Are you really this dumb? Opposing use of torture makes you “pro-terrorist”? No wonder you’re a diehard Bush guy, it’s good to see what the few remaining ones look like.

I was just playing on your own stupidity. Sorry for going so far over your head. I’ll know to aim lower next time.

[/quote]

Sure you were. It sounded a little too similar to your usual unhinged rhetoric.

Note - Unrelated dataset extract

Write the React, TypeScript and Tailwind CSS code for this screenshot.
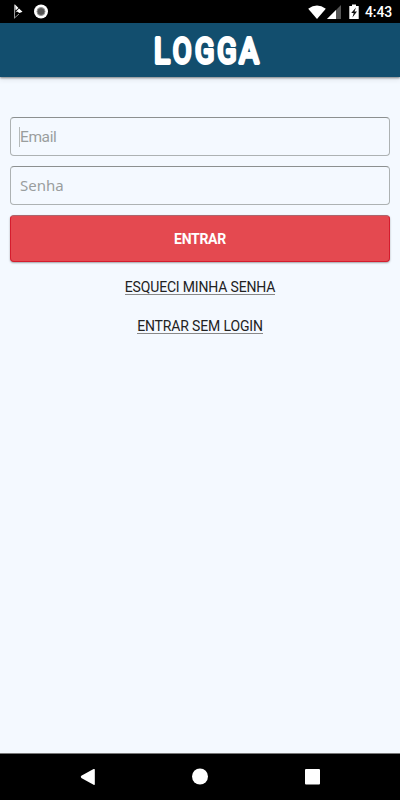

Colonel Stuart Herrington: Two problems with torture

"Persuasive? I’d always thought so, and it certainly worked for us in contingency after contingency in Asia, Latin America and the Middle East. But when I explained these immutable principles to an auditorium of young Army interrogators last year, one reaction puzzled me. “Sir,” a young soldier queried, “that ‘tender-loving-care approach’ sounds all well and good, but it takes time. What do we do when the chain of command sends out a requirement and says they need the information by the end of the day, and that thousands of lives may depend upon it?”

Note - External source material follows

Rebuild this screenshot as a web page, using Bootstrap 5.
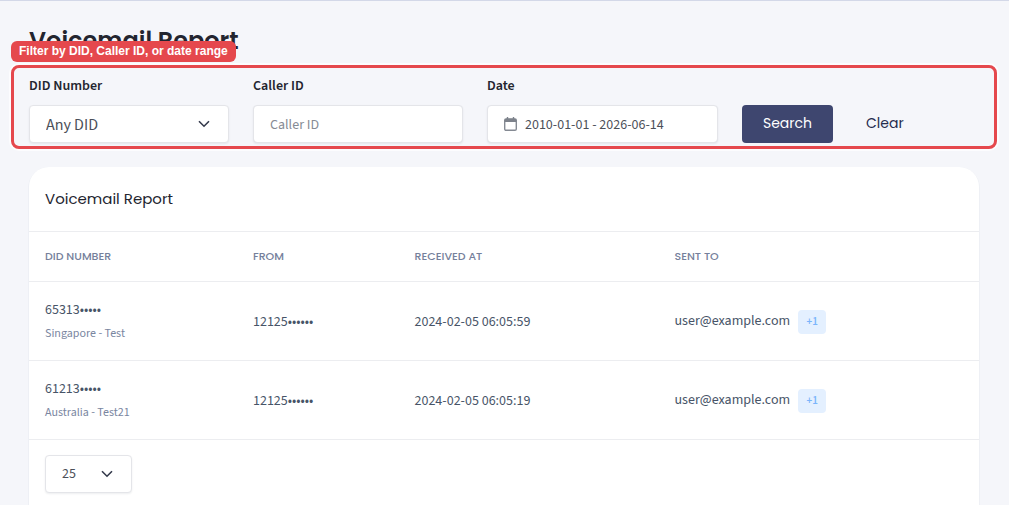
<!DOCTYPE html>
<html lang="en">
<head>
<meta charset="utf-8">
<meta name="viewport" content="width=device-width, initial-scale=1">
<title>Voicemail Report</title>
<link href="https://cdn.jsdelivr.net/npm/bootstrap@5.3.0/dist/css/bootstrap.min.css" rel="stylesheet">
<style>
  :root { --ui: "Source Sans Pro", "Source Sans 3", "Noto Sans CJK SC", sans-serif; --display: Poppins, Inter, sans-serif; --line: #ecedf0; }
  body { background: #f5f6fa; font-family: var(--ui); font-size: 14px; line-height: 20px; color: #475467; }
  .page { border-top: 1px solid #d3d8e8; padding: 22px 30px 0 29px; }
  .page-title { font: 600 24px/36px var(--display); color: #23252f; margin: 0 0 6px; }
  .filters { position: relative; margin: 0 -18px 18px; padding: 8px 15px 3px; border: 3px solid #e5484d; border-radius: 8px; box-shadow: 0 0 0 2px rgba(255,255,255,.7); column-gap: 24px; }
  .hint { position: absolute; left: -3px; top: -27px; padding: 0 8px; border-radius: 6px; background: #e5484d; color: #fff; font: 700 12px/21px "Liberation Sans", sans-serif; white-space: nowrap; }
  .filters label { display: block; font-size: 14px; font-weight: 600; line-height: 20px; color: #23252f; margin-bottom: 9px; }
  .box { height: 38px; border: 1px solid #e4e5e9; border-radius: 4px; background-color: #fff; box-shadow: 0 1px 2px rgba(30,35,60,.08); font-size: 14px; line-height: 20px; color: #4b4f58; padding: 2px 16px 0; }
  .box::placeholder { color: #868b94; }
  .form-select.box { background-image: url("data:image/svg+xml,%3Csvg xmlns='http://www.w3.org/2000/svg' viewBox='0 0 12 8'%3E%3Cpath d='M1 1.2 6 6.2 11 1.2' fill='none' stroke='%23343a4c' stroke-width='1.6'/%3E%3C/svg%3E"); background-size: 12px 8px; background-position: right 18px center; }
  .w-did { width: 200px; } .w-caller { width: 210px; } .w-date { width: 231px; } .w-size { width: 87px; }
  .form-select.did { font-size: 16px; }
  .form-select.w-size { padding-top: 0; }
  .date-input { padding-left: 37px; }
  .cal { position: absolute; left: 17px; top: 12px; }
  .btn-act { height: 38px; border-radius: 4px; font: 400 14px/20px var(--display); padding: 0 20px 2px; }
  .btn-search { width: 91px; background: #3e466f; color: #fff; border: 0; }
  .btn-search:hover { background: #323960; color: #fff; }
  .btn-clear { color: #262c4e; border: 0; padding: 0 9px 2px; }
  .report { background: #fff; border-radius: 20px 20px 0 0; box-shadow: 0 1px 0 1px rgba(40,50,90,.03); }
  .report h2 { font: 400 15px/24px var(--display); color: #23252f; margin: 0; padding: 20px 16px; border-bottom: 1px solid var(--line); }
  .report .table { --bs-table-bg: transparent; color: #475467; table-layout: fixed; margin: 0; }
  .report th { font: 500 11px/18px var(--display); color: #75809b; padding: 15px 16px 16px; border-color: var(--line); }
  .report td { padding: 18px 16px 17px; border-color: var(--line); vertical-align: middle; }
  .c1 { width: 208px; } .c2 { width: 17%; } .c3 { width: 260px; }
  .place { font-size: 12px; line-height: 18px; color: #7a869f; margin-top: 5px; }
  .more { display: inline-block; width: 28px; margin-left: 8px; border-radius: 4px; background: #e4f0ff; color: #7ab5fb; font-size: 11px; font-weight: 600; line-height: 24px; text-align: center; }
  .pager { padding: 15px 16px; }
</style>
</head>
<body>
<main class="page d-flex flex-column min-vh-100">
  <h1 class="page-title">Voicemail Report</h1>
  <form class="filters d-flex flex-wrap align-items-end">
    <span class="hint">Filter by DID, Caller ID, or date range</span>
    <div class="w-did">
      <label for="did">DID Number</label>
      <select id="did" class="form-select box did"><option>Any DID</option></select>
    </div>
    <div class="w-caller">
      <label for="caller">Caller ID</label>
      <input id="caller" type="text" class="form-control box" placeholder="Caller ID">
    </div>
    <div class="w-date">
      <label for="date">Date</label>
      <div class="position-relative">
        <input id="date" type="text" class="form-control box date-input" value="2010-01-01 - 2026-06-14">
        <svg class="cal" width="13" height="14" viewBox="0 0 13 14" aria-hidden="true"><rect x=".7" y="2" width="11.6" height="11.3" rx="1.3" fill="none" stroke="#858a93" stroke-width="1.4"/><path d="M.7 5V3.2Q.7 1.7 2.2 1.7h8.6q1.5 0 1.5 1.5V5z" fill="#7d828b"/><path d="M3.5 0v3M9.5 0v3" stroke="#7d828b" stroke-width="1.4"/></svg>
      </div>
    </div>
    <div class="d-flex gap-4">
      <button type="submit" class="btn btn-act btn-search">Search</button>
      <button type="reset" class="btn btn-act btn-clear">Clear</button>
    </div>
  </form>
  <section class="report flex-grow-1">
    <h2>Voicemail Report</h2>
    <table class="table">
      <thead>
        <tr><th class="c1" scope="col">DID NUMBER</th><th class="c2" scope="col">FROM</th><th class="c3" scope="col">RECEIVED AT</th><th scope="col">SENT TO</th></tr>
      </thead>
      <tbody>
        <tr>
          <td>65313•••••<div class="place">Singapore - Test</div></td>
          <td>12125••••••</td>
          <td>2024-02-05 06:05:59</td>
          <td>user@example.com<span class="more">+1</span></td>
        </tr>
        <tr>
          <td>61213•••••<div class="place">Australia - Test21</div></td>
          <td>12125••••••</td>
          <td>2024-02-05 06:05:19</td>
          <td>user@example.com<span class="more">+1</span></td>
        </tr>
      </tbody>
    </table>
    <div class="pager">
      <select class="form-select box w-size" aria-label="Rows per page"><option>25</option></select>
    </div>
  </section>
</main>
<script src="https://cdn.jsdelivr.net/npm/bootstrap@5.3.0/dist/js/bootstrap.bundle.min.js"></script>
</body>
</html>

The very question tells us that intelligence professionals have failed to educate their commanders that detainee interrogation is not like a water spigot. “Give the inquisitors the freedom to push the envelope of brutality and good information will follow” seems to have become the watchword since 9-11.

It also tells us that our young soldiers take away lessons from today’s pop culture. Self-styled “experts” on interrogation frequently cite the “ticking bomb scenario” (featured on shows like “24”) to justify the Jack Bauer-like tormenting of a prisoner. According to this construct, it is necessary and acceptable to torture in the name of saving an American city from “the next 9-11.” This has a magnetic appeal to legions of Americans, among them future soldiers.

But the so-called ticking time bomb scenario is a Hollywood construct that I never encountered in my 30-year career."

http://www.post-gazette.com/pg/07294/826876-35.stm#

But according to Zap Branigan, he’s obviously just trying to ease his guilty conscience.

[quote]GDollars37 wrote:
Colonel Stuart Herrington: Two problems with torture

"Persuasive? I’d always thought so, and it certainly worked for us in contingency after contingency in Asia, Latin America and the Middle East. But when I explained these immutable principles to an auditorium of young Army interrogators last year, one reaction puzzled me. “Sir,” a young soldier queried, “that ‘tender-loving-care approach’ sounds all well and good, but it takes time. What do we do when the chain of command sends out a requirement and says they need the information by the end of the day, and that thousands of lives may depend upon it?”

The very question tells us that intelligence professionals have failed to educate their commanders that detainee interrogation is not like a water spigot. “Give the inquisitors the freedom to push the envelope of brutality and good information will follow” seems to have become the watchword since 9-11.

It also tells us that our young soldiers take away lessons from today’s pop culture. Self-styled “experts” on interrogation frequently cite the “ticking bomb scenario” (featured on shows like “24”) to justify the Jack Bauer-like tormenting of a prisoner. According to this construct, it is necessary and acceptable to torture in the name of saving an American city from “the next 9-11.” This has a magnetic appeal to legions of Americans, among them future soldiers.

But the so-called ticking time bomb scenario is a Hollywood construct that I never encountered in my 30-year career."

http://www.post-gazette.com/pg/07294/826876-35.stm#

But according to Zap Branigan, he’s obviously just trying to ease his guilty conscience.[/quote]

This is laughable. He obviously means that waterboarding should not be the first thing attempted and other tactics should be used at first. Dealing with fanatics like some in AQ that will NEVER cooperate waterboarding should be an acceptable technique.

The ticking timebomb scenario is ridiculous. AQ is a ticking time bomb. If we do not break up their cells they WILL murder people. It may not be today. They may wait a year but they will do it.

There has been ZERO evidence presented that waterboarding does not work and yet there are many people claiming it does not. You have no possible way to know this and yet you are speaking as an authority. Sad yet funny.